A chamada feminização da pobreza é um fenômeno global, e a questão socioeconômica é uma variável importantíssima quando a gente fala de saúde mental. Quanto maior a vulnerabilidade socioeconômica, maior a vulnerabilidade emocional e a vulnerabilidade em saúde mental.

Um estudo da FGV apontou ainda para a acentuação da feminização da fome no Brasil durante a pandemia. A parcela de brasileiros que não teve dinheiro para alimentar a si ou a sua família em algum momento no ano anterior à entrevista subiu de 30%, em 2019, para 36%, em 2021. Porém, entre os homens, este percentual permaneceu estável, variando entre 27% e 26% nesse período; entre as mulheres se intensificou, saltando de 33% em 2019%, para 47% em 2021.

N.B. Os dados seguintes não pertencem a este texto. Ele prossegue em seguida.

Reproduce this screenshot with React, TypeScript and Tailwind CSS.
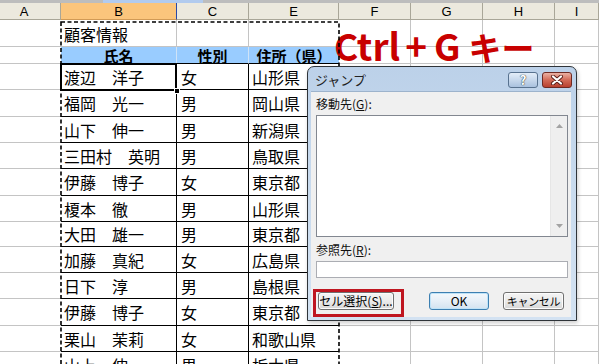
import React from 'react';
import clsx from 'clsx';

const W = ['w-[61px]', 'w-[116px]', 'w-[72px]', 'w-[90px]', 'w-[72px]', 'w-[72px]', 'w-[72px]', 'w-[44px]'];
const LETTERS = ['A', 'B', 'C', 'E', 'F', 'G', 'H', 'I'];

const DATA: [string, string, string][] = [
  ['渡辺　洋子', '女', '山形県'],
  ['福岡　光一', '男', '岡山県'],
  ['山下　伸一', '男', '新潟県'],
  ['三田村　英明', '男', '鳥取県'],
  ['伊藤　博子', '女', '東京都'],
  ['榎本　徹', '男', '山形県'],
  ['大田　雄一', '男', '東京都'],
  ['加藤　真紀', '女', '広島県'],
  ['日下　淳', '男', '島根県'],
  ['伊藤　博子', '女', '東京都'],
  ['栗山　茉莉', '女', '和歌山県'],
  ['山上　伸一', '男', '栃木県'],
];
const HEIGHTS = ['h-[26px]', 'h-[27px]', 'h-[26px]', 'h-[26px]', 'h-[27px]', 'h-[26px]', 'h-[25px]', 'h-[26px]', 'h-[26px]', 'h-[27px]', 'h-[26px]', 'h-[26px]'];

const grid = 'border-r border-b border-[#c4c4c4]';

function Cell({ i, className, children }: { i: number; className?: string; children?: React.ReactNode }) {
  return (
    <div className={clsx('shrink-0 flex items-center whitespace-nowrap overflow-visible', W[i], className)}>
      {children}
    </div>
  );
}

// plain gray gridline cells for the columns outside the table
function Blank({ i }: { i: number }) {
  return <Cell i={i} className={i === 0 ? 'border-b border-[#c4c4c4]' : grid} />;
}

function Button({ children, isDefault, className }: { children: React.ReactNode; isDefault?: boolean; className?: string }) {
  return (
    <div
      className={clsx(
        'h-[18px] flex items-center justify-center whitespace-nowrap rounded-[3px] border leading-none text-black bg-gradient-to-b',
        isDefault
          ? 'border-[#3c7fb1] from-[#f3f8fc] via-[#e6eff7] to-[#d3e3f0] shadow-[inset_0_0_0_1px_#bfe3f8]'
          : 'border-[#707070] from-[#f4f4f4] via-[#ebebeb] to-[#d6d6d6] shadow-[inset_0_0_0_1px_#fcfcfc]',
        className
      )}
    >
      {children}
    </div>
  );
}

export default function App() {
  return (
    <div className="relative w-[599px] h-[364px] overflow-hidden bg-white font-['Noto_Sans_CJK_JP',sans-serif] text-black">
      {/* top strip */}
      <div className="h-[3px] flex bg-[#bdbdbd]">
        <div className="ml-[103px] w-[100px] bg-[#b2cbee]" />
      </div>

      {/* column headers */}
      <div className="flex h-[17px]">
        {LETTERS.map((l, i) => (
          <Cell
            key={l}
            i={i}
            className={clsx(
              "justify-center border-r border-b text-[13px] leading-none font-['Liberation_Sans',sans-serif]",
              i === 1 ? 'bg-[#fbc57c] border-r-[#2a49a8] border-b-[#d19a55]' : 'bg-[#ece9de] border-[#a9a698]',
              i === 0 && 'pr-[12px]'
            )}
          >
            {l}
          </Cell>
        ))}
      </div>

      {/* row 1: title */}
      <div className="flex h-[27px]">
        <Blank i={0} />
        <Cell i={1} className={clsx(grid, 'pl-[3px] pt-[2px] text-[16px] leading-none')}>顧客情報</Cell>
        <Cell i={2} className={grid} />
        <Cell i={3} className="border-b border-[#c4c4c4]" />
        {[4, 5, 6, 7].map((i) => <Blank key={i} i={i} />)}
      </div>

      {/* row 2: table header */}
      <div className="flex h-[17px]">
        <Blank i={0} />
        <Cell i={1} className="justify-center bg-[#99ccff] border-r border-r-[#cfe3f7] border-b border-b-black text-[15px] font-bold leading-none">氏名</Cell>
        <Cell i={2} className="justify-center bg-[#99ccff] border-r border-r-[#cfe3f7] border-b border-b-black text-[15px] font-bold leading-none">性別</Cell>
        <Cell i={3} className="justify-center bg-[#99ccff] border-b border-b-black text-[15px] font-bold leading-none">住所（県）</Cell>
        {[4, 5, 6, 7].map((i) => <Blank key={i} i={i} />)}
      </div>

      {/* data rows */}
      {DATA.map(([name, sex, pref], r) => (
        <div key={r} className={clsx('flex', HEIGHTS[r])}>
          <Blank i={0} />
          <Cell i={1} className="border-r border-b border-black pl-[3px] text-[16px] leading-none">{name}</Cell>
          <Cell i={2} className="border-r border-b border-black pl-[4px] text-[16px] leading-none">{sex}</Cell>
          <Cell i={3} className="border-b border-black pl-[3px] text-[16px] leading-none">{pref}</Cell>
          {[4, 5, 6, 7].map((i) => <Blank key={i} i={i} />)}
        </div>
      ))}

      {/* annotation */}
      <div className="absolute left-[334px] top-[27px] h-[36px] flex items-baseline text-[37px] font-bold leading-[36px] text-[#c80000] whitespace-nowrap">
        <span>Ctrl</span>
        <span className="ml-[5px]">+</span>
        <span className="ml-[7px]">G</span>
        <span className="ml-[8px] text-[33px]">キー</span>
      </div>

      {/* copy marquee around B1:E */}
      <svg className="absolute left-[59px] top-[20px] pointer-events-none" width="284" height="344">
        <rect x="2" y="2" width="278" height="400" fill="none" stroke="#000" strokeWidth="1.6" strokeDasharray="4 2.5" />
      </svg>

      {/* active cell */}
      <div className="absolute left-[60px] top-[63px] w-[117px] h-[28px] border-2 border-black" />
      <div className="absolute left-[174px] top-[88px] w-[6px] h-[6px] bg-black border border-white" />

      {/* jump dialog */}
      <div className="absolute left-[307px] top-[66px] w-[270px] h-[255px] flex flex-col rounded-t-[7px] border border-[#2f3439] bg-gradient-to-b from-[#bcd1e9] via-[#c9dbee] to-[#d3e2f2] shadow-[1px_2px_4px_rgba(0,0,0,0.2)]">
        <div className="h-[24px] shrink-0 flex items-center pl-[7px] pr-[4px]">
          <span className="text-[13px] leading-none text-[#222]">ジャンプ</span>
          <div className="ml-auto flex gap-[4px] pt-[1px]">
            <div className="w-[30px] h-[16px] rounded-[3px] border border-[#58728f] bg-gradient-to-b from-[#e3edf8] via-[#c7d8ec] to-[#a9c1de] flex items-center justify-center text-[13px] font-bold leading-none text-white [text-shadow:0_0_1px_#233,0_0_1px_#233]">
              ?
            </div>
            <div className="w-[30px] h-[16px] rounded-[3px] border border-[#6e2a23] bg-gradient-to-b from-[#eab1a4] via-[#d26a57] to-[#b8402f] flex items-center justify-center">
              <svg width="14" height="10" viewBox="0 0 14 10">
                <path d="M3 1.5 L11 8.5 M11 1.5 L3 8.5" stroke="#5a1e18" strokeWidth="4" strokeLinecap="round" />
                <path d="M3 1.5 L11 8.5 M11 1.5 L3 8.5" stroke="#fff" strokeWidth="2.2" strokeLinecap="round" />
              </svg>
            </div>
          </div>
        </div>

        <div className="flex-1 ml-[3px] mr-[5px] mb-[3px] bg-[#f0f0f0] border-t border-[#9db3cc] pl-[5px] pr-[3px] pt-[4px] flex flex-col text-[12px]">
          <div className="leading-[16px] text-[#111]">
            移動先(<span className="underline">G</span>):
          </div>
          <div className="mt-[3px] h-[122px] border border-[#828790] bg-white flex">
            <div className="flex-1" />
            <div className="w-[17px] bg-[#efefef] border-l border-[#e6e6e6] flex flex-col items-center justify-between py-[8px]">
              <svg width="7" height="4" viewBox="0 0 7 4"><polygon points="3.5,0 7,4 0,4" fill="#a3a3a3" /></svg>
              <svg width="7" height="4" viewBox="0 0 7 4"><polygon points="0,0 7,0 3.5,4" fill="#a3a3a3" /></svg>
            </div>
          </div>
          <div className="mt-[5px] leading-[16px] text-[#111]">
            参照先(<span className="underline">R</span>):
          </div>
          <div className="mt-[3px] h-[17px] border border-[#abadb3] bg-white" />
          <div className="mt-[14px] flex">
            <Button className="ml-[2px] w-[76px] text-[12px]">
              セル選択(<span className="underline">S</span>)...
            </Button>
            <Button isDefault className="ml-[35px] w-[60px] text-[12px]">OK</Button>
            <Button className="ml-[14px] w-[61px] text-[11px] tracking-[-0.3px]">キャンセル</Button>
          </div>
        </div>

        {/* red highlight */}
        <div className="absolute left-[5px] top-[222px] w-[91px] h-[28px] border-[3px] border-[#bf1620]" />
      </div>
    </div>
  );
}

E quando chegamos finalmente ao cuidado, tem-se o dado de que mães solos ou cuidadoras são ainda mais pressionadas pela pobreza, pela ansiedade, pela depressão e pela insatisfação com a própria vida. Afetadas ainda pela baixa auto estima, pelo medo e pela insegurança.

O espaço aqui, assim como na redação do Enem, é pequeno para dar conta de tanta profundidade no tema.